Strain control of Morin temperature in epitaxial α-Fe2O3(0001) film

Abstract

We present comprehensive studies of strain effects on the spin reorientation transition (SRT), the so-called Morin transition, in α-Fe2O3(0001) films. The α-Fe2O3(0001) epitaxial films were grown with a Cr2O3 buffer layer on Al2O3(0001) substrates through an oxide molecular beam epitaxy. The antiferromagnetic spin axis was monitored by using the Fe L2-edge X-ray magnetic linear dichroism. The buffer layer was found to introduce compressive strain into the α-Fe2O3(0001) film due to its 1.6% smaller in-plane lattice constant. The degree of strain is monotonically reduced with the increase of the α-Fe2O3 film thickness and becomes relaxed in the thick region (> 20 nm).

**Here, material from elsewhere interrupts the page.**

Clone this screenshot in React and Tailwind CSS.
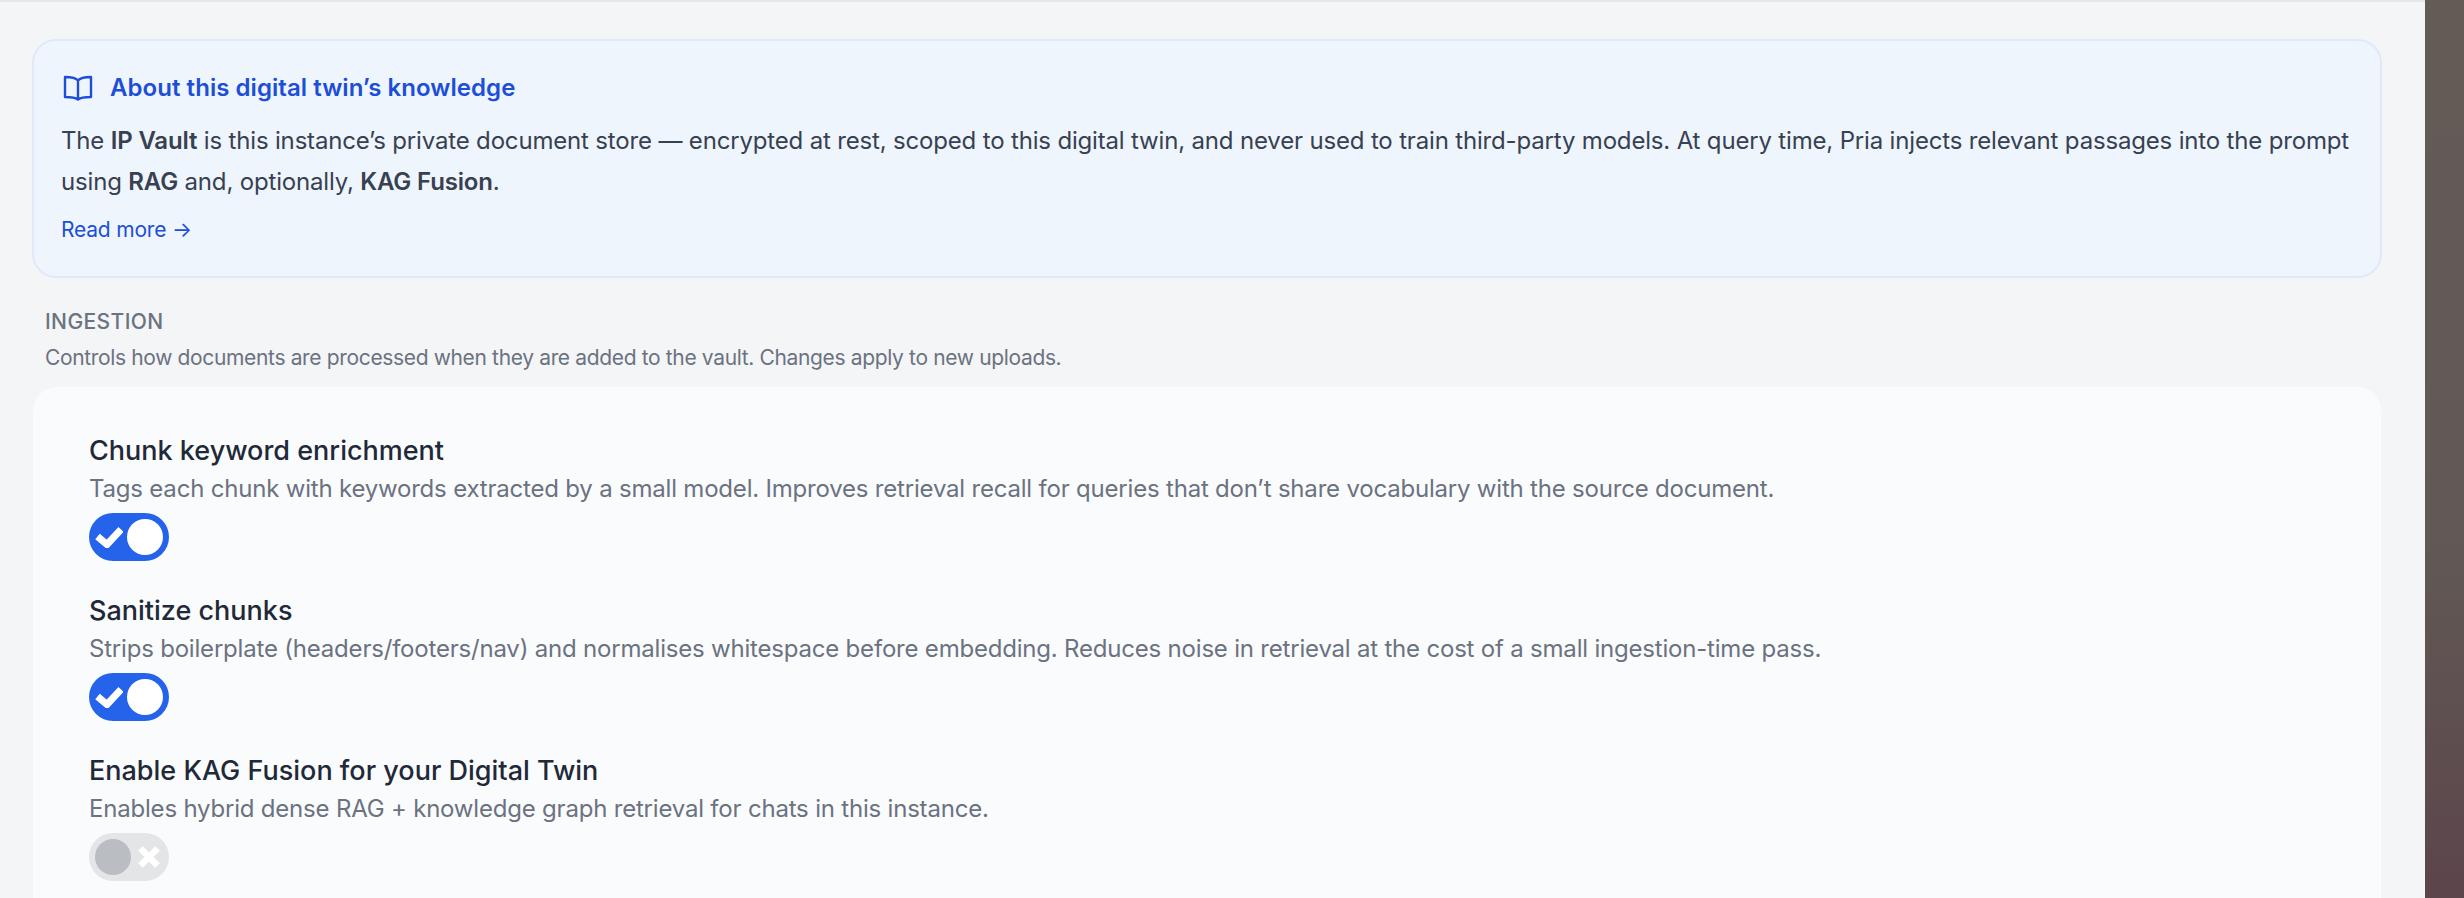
import React from "react";

const settings = [
  {
    title: "Chunk keyword enrichment",
    description:
      "Tags each chunk with keywords extracted by a small model. Improves retrieval recall for queries that don’t share vocabulary with the source document.",
    on: true,
  },
  {
    title: "Sanitize chunks",
    description:
      "Strips boilerplate (headers/footers/nav) and normalises whitespace before embedding. Reduces noise in retrieval at the cost of a small ingestion-time pass.",
    on: true,
  },
  {
    title: "Enable KAG Fusion for your Digital Twin",
    description:
      "Enables hybrid dense RAG + knowledge graph retrieval for chats in this instance.",
    on: false,
  },
];

const Toggle = ({ on }) =>
  on ? (
    <div className="flex h-12 w-20 items-center justify-between rounded-full bg-[#2563eb] pl-[6px] pr-[6px]">
      <svg viewBox="0 0 28 22" className="h-[22px] w-7">
        <path d="M2.5 10.5l9.5 8L26 3.5" fill="none" stroke="white" strokeWidth="7" />
      </svg>
      <div className="h-9 w-9 rounded-full bg-white" />
    </div>
  ) : (
    <div className="flex h-12 w-20 items-center justify-between rounded-full bg-[#e4e5e7] pl-[6px] pr-[9px]">
      <div className="h-9 w-9 rounded-full bg-[#babdc2]" />
      <svg viewBox="0 0 22 22" className="h-[22px] w-[22px]">
        <path d="M2.5 2.5l17 17M19.5 2.5l-17 17" fill="none" stroke="white" strokeWidth="6.5" />
      </svg>
    </div>
  );

const SettingRow = ({ title, description, on }) => (
  <div className="flex h-40 flex-col">
    <h4 className="text-[27px] leading-[40px] font-medium text-[#1f2937]">{title}</h4>
    <p className="mb-[6px] text-[24px] leading-[36px] tracking-[-0.2px] text-[#6b7280]">{description}</p>
    <Toggle on={on} />
  </div>
);

export default function App() {
  return (
    <div className="flex h-[898px] overflow-hidden font-['Inter',sans-serif]">
      <main className="flex-1 border-t-2 border-[#e5e7eb] bg-[#f4f5f7] pl-8 pr-[43px] pt-[37px]">
        <section className="h-[239px] rounded-[24px] border-2 border-[#e0e9f7] bg-[#eff5fd] pl-[27px] pr-5 pt-[29px]">
          <div className="flex items-center gap-[17px]">
            <svg viewBox="0 0 30 26" className="ml-[2px] h-[26px] w-[30px] text-[#1d4ed8]" fill="none" stroke="currentColor" strokeWidth="2.4" strokeLinejoin="round">
              <path d="M15 5.5C13 3 9.5 2 2 2v20c7.5 0 11 1 13 2.5 2-1.5 5.5-2.5 13-2.5V2c-7.5 0-11 1-13 3.5zM15 5.5v19" />
            </svg>
            <h3 className="text-[24px] leading-[36px] font-semibold tracking-[0.05px] text-[#1d4ed8]">
              About this digital twin’s knowledge
            </h3>
          </div>
          <p className="mt-[14px] text-[24px] leading-[41px] tracking-[-0.17px] text-[#374151]">
            The <strong className="font-semibold">IP Vault</strong> is this instance’s private document store —
            encrypted at rest, scoped to this digital twin, and never used to train third-party models. At query
            time, Pria injects relevant passages into the prompt using <strong className="font-semibold">RAG</strong>{" "}
            and, optionally, <strong className="font-semibold">KAG Fusion</strong>.
          </p>
          <a className="mt-[13px] block text-[21px] leading-[30px] tracking-[-0.2px] text-[#1d4ed8]">Read more →</a>
        </section>

        <div className="mt-[29px] pl-[13px]">
          <h2 className="text-[21px] leading-[30px] font-medium tracking-[0.4px] text-[#6b7280]">INGESTION</h2>
          <p className="mt-[6px] text-[21px] leading-[30px] tracking-[-0.35px] text-[#6b7280]">
            Controls how documents are processed when they are added to the vault. Changes apply to new uploads.
          </p>
        </div>

        <section className="mx-px mt-[14px] h-[600px] rounded-[24px] bg-[#fafbfd] px-14 pt-[44px]">
          {settings.map((s) => (
            <SettingRow key={s.title} {...s} />
          ))}
        </section>
      </main>
      <div className="w-[39px] bg-linear-to-b from-[#645b57] via-[#615955] via-60% to-[#5c454b]" />
    </div>
  );
}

The transition temperature TM, which increases up to ≃360 K, well above the bulk TM = 263 K, for the film thickness ≃3 nm, gradually decreases as the film thickness increases. We also examined the Néel temperature TN in the ultra-thin region (< 3 nm), which rapidly drops with the decrease of the film thickness. The correlation between TM and the strain in the α-Fe2O3(0001) epitaxial films was found to be well explained in terms of two competing energies of magnetic dipole anisotropy and single-ion magnetocrystalline anisotropy except for the ultra-thin region, in which TN is dominated by the finite-size effects.